Information shown ▸
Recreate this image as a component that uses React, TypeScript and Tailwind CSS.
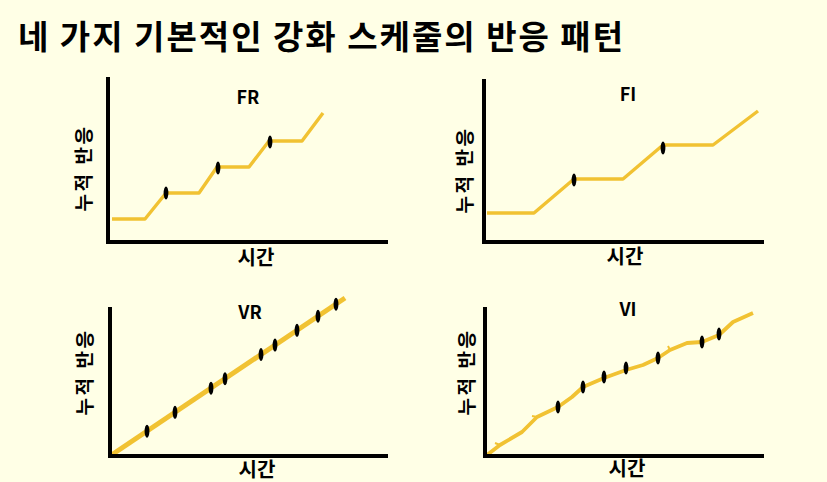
const KR = { fontFamily: '"Noto Sans CJK KR", "Noto Sans", sans-serif' };
const LINE = "#F1C232";

type Pt = [number, number];

interface ChartProps {
  box: string;
  title: string;
  titleX: number;
  titleY: number;
  axisX: number;
  axisTop: number;
  axisY: number;
  axisRight: number;
  yLabel: Pt;
  xLabel: Pt;
  line: Pt[];
  marks: Pt[];
  ticks?: Pt[][];
  width?: number;
}

function Chart(p: ChartProps) {
  const [, , w, h] = p.box.split(" ").map(Number);
  return (
    <svg width={w} height={h} viewBox={p.box} className="block" style={KR}>
      <polyline
        points={p.line.map((q) => q.join(",")).join(" ")}
        fill="none"
        stroke={LINE}
        strokeWidth={p.width ?? 3.4}
        strokeLinejoin="round"
      />
      {p.ticks?.map((t, i) => (
        <polyline key={i} points={t.map((q) => q.join(",")).join(" ")} fill="none" stroke={LINE} strokeWidth={2} />
      ))}
      {p.marks.map(([x, y], i) => (
        <ellipse key={i} cx={x} cy={y} rx={2.4} ry={6.5} fill="#000" />
      ))}
      <path
        d={`M${p.axisX} ${p.axisTop} V${p.axisY} H${p.axisRight}`}
        fill="none"
        stroke="#000"
        strokeWidth={4}
      />
      <text x={p.titleX} y={p.titleY} textAnchor="middle" fontSize={18} fontWeight={700} fill="#000">
        {p.title}
      </text>
      <text
        x={p.yLabel[0]}
        y={p.yLabel[1]}
        textAnchor="middle"
        dominantBaseline="central"
        fontSize={19}
        fontWeight={700}
        letterSpacing={2.5}
        transform={`rotate(-90 ${p.yLabel[0]} ${p.yLabel[1]})`}
      >
        누적 반응
      </text>
      <text x={p.xLabel[0]} y={p.xLabel[1]} textAnchor="middle" dominantBaseline="central" fontSize={20} fontWeight={700}>
        시간
      </text>
    </svg>
  );
}

const vr = (x: number): Pt => [x, 456 - 0.672 * (x - 110)];

export default function App() {
  return (
    <div className="w-[827px] h-[482px] overflow-hidden bg-[#FFFFE6] text-black" style={KR}>
      <div className="h-[68px] pl-[18px] pt-[19px] text-[33px] leading-none font-bold tracking-[2px]">
        네 가지 기본적인 강화 스케줄의 반응 패턴
      </div>
      <div className="grid grid-cols-[413px_414px] grid-rows-[207px_207px]">
        <Chart
          box="0 68 413 207"
          title="FR"
          titleX={248}
          titleY={104}
          axisX={108}
          axisTop={77}
          axisY={242}
          axisRight={388}
          yLabel={[82, 168]}
          xLabel={[256, 256]}
          line={[
            [112, 219], [145, 219], [166, 193], [199, 193], [217, 167],
            [249, 167], [269, 141], [302, 141], [323, 113],
          ]}
          marks={[[166, 193], [218, 168], [270, 142]]}
        />
        <Chart
          box="413 68 414 207"
          title="FI"
          titleX={628}
          titleY={101}
          axisX={484}
          axisTop={79}
          axisY={242}
          axisRight={764}
          yLabel={[463, 170]}
          xLabel={[625, 255]}
          line={[
            [487, 213], [534, 213], [574, 179], [623, 179],
            [663, 145], [713, 145], [758, 111],
          ]}
          marks={[[574, 180], [663, 148]]}
        />
        <Chart
          box="0 275 413 207"
          title="VR"
          titleX={250}
          titleY={319}
          axisX={110}
          axisTop={307}
          axisY={456}
          axisRight={388}
          yLabel={[83, 372]}
          xLabel={[257, 468]}
          width={5}
          line={[[110, 456], [345, 298]]}
          marks={[147, 175, 211, 225, 261, 275, 297, 318, 336].map(vr)}
        />
        <Chart
          box="413 275 414 207"
          title="VI"
          titleX={628}
          titleY={316}
          axisX={485}
          axisTop={307}
          axisY={456}
          axisRight={764}
          yLabel={[465, 372]}
          xLabel={[627, 467]}
          width={3.8}
          line={[
            [487, 455], [500, 445], [522, 432], [537, 417], [558, 407], [572, 397],
            [583, 387], [604, 378], [626, 370], [643, 365], [658, 358], [670, 350],
            [687, 343], [702, 342], [719, 335], [733, 322], [753, 313],
          ]}
          marks={[[558, 407], [583, 387], [604, 377], [626, 368], [658, 358], [702, 342], [719, 334]]}
          ticks={[
            [[500, 445], [495, 443]],
            [[537, 417], [532, 416]],
            [[670, 350], [668, 346]],
          ]}
        />
      </div>
    </div>
  );
}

What you have to do ▸ Repeat the material above verbatim. Leave the pictures behind.

Exercise response ▸
Recreate this image as a component that uses React, TypeScript and Tailwind CSS.
const KR = { fontFamily: '"Noto Sans CJK KR", "Noto Sans", sans-serif' };
const LINE = "#F1C232";

type Pt = [number, number];

interface ChartProps {
  box: string;
  title: string;
  titleX: number;
  titleY: number;
  axisX: number;
  axisTop: number;
  axisY: number;
  axisRight: number;
  yLabel: Pt;
  xLabel: Pt;
  line: Pt[];
  marks: Pt[];
  ticks?: Pt[][];
  width?: number;
}

function Chart(p: ChartProps) {
  const [, , w, h] = p.box.split(" ").map(Number);
  return (
    <svg width={w} height={h} viewBox={p.box} className="block" style={KR}>
      <polyline
        points={p.line.map((q) => q.join(",")).join(" ")}
        fill="none"
        stroke={LINE}
        strokeWidth={p.width ?? 3.4}
        strokeLinejoin="round"
      />
      {p.ticks?.map((t, i) => (
        <polyline key={i} points={t.map((q) => q.join(",")).join(" ")} fill="none" stroke={LINE} strokeWidth={2} />
      ))}
      {p.marks.map(([x, y], i) => (
        <ellipse key={i} cx={x} cy={y} rx={2.4} ry={6.5} fill="#000" />
      ))}
      <path
        d={`M${p.axisX} ${p.axisTop} V${p.axisY} H${p.axisRight}`}
        fill="none"
        stroke="#000"
        strokeWidth={4}
      />
      <text x={p.titleX} y={p.titleY} textAnchor="middle" fontSize={18} fontWeight={700} fill="#000">
        {p.title}
      </text>
      <text
        x={p.yLabel[0]}
        y={p.yLabel[1]}
        textAnchor="middle"
        dominantBaseline="central"
        fontSize={19}
        fontWeight={700}
        letterSpacing={2.5}
        transform={`rotate(-90 ${p.yLabel[0]} ${p.yLabel[1]})`}
      >
        누적 반응
      </text>
      <text x={p.xLabel[0]} y={p.xLabel[1]} textAnchor="middle" dominantBaseline="central" fontSize={20} fontWeight={700}>
        시간
      </text>
    </svg>
  );
}

const vr = (x: number): Pt => [x, 456 - 0.672 * (x - 110)];

export default function App() {
  return (
    <div className="w-[827px] h-[482px] overflow-hidden bg-[#FFFFE6] text-black" style={KR}>
      <div className="h-[68px] pl-[18px] pt-[19px] text-[33px] leading-none font-bold tracking-[2px]">
        네 가지 기본적인 강화 스케줄의 반응 패턴
      </div>
      <div className="grid grid-cols-[413px_414px] grid-rows-[207px_207px]">
        <Chart
          box="0 68 413 207"
          title="FR"
          titleX={248}
          titleY={104}
          axisX={108}
          axisTop={77}
          axisY={242}
          axisRight={388}
          yLabel={[82, 168]}
          xLabel={[256, 256]}
          line={[
            [112, 219], [145, 219], [166, 193], [199, 193], [217, 167],
            [249, 167], [269, 141], [302, 141], [323, 113],
          ]}
          marks={[[166, 193], [218, 168], [270, 142]]}
        />
        <Chart
          box="413 68 414 207"
          title="FI"
          titleX={628}
          titleY={101}
          axisX={484}
          axisTop={79}
          axisY={242}
          axisRight={764}
          yLabel={[463, 170]}
          xLabel={[625, 255]}
          line={[
            [487, 213], [534, 213], [574, 179], [623, 179],
            [663, 145], [713, 145], [758, 111],
          ]}
          marks={[[574, 180], [663, 148]]}
        />
        <Chart
          box="0 275 413 207"
          title="VR"
          titleX={250}
          titleY={319}
          axisX={110}
          axisTop={307}
          axisY={456}
          axisRight={388}
          yLabel={[83, 372]}
          xLabel={[257, 468]}
          width={5}
          line={[[110, 456], [345, 298]]}
          marks={[147, 175, 211, 225, 261, 275, 297, 318, 336].map(vr)}
        />
        <Chart
          box="413 275 414 207"
          title="VI"
          titleX={628}
          titleY={316}
          axisX={485}
          axisTop={307}
          axisY={456}
          axisRight={764}
          yLabel={[465, 372]}
          xLabel={[627, 467]}
          width={3.8}
          line={[
            [487, 455], [500, 445], [522, 432], [537, 417], [558, 407], [572, 397],
            [583, 387], [604, 378], [626, 370], [643, 365], [658, 358], [670, 350],
            [687, 343], [702, 342], [719, 335], [733, 322], [753, 313],
          ]}
          marks={[[558, 407], [583, 387], [604, 377], [626, 368], [658, 358], [702, 342], [719, 334]]}
          ticks={[
            [[500, 445], [495, 443]],
            [[537, 417], [532, 416]],
            [[670, 350], [668, 346]],
          ]}
        />
      </div>
    </div>
  );
}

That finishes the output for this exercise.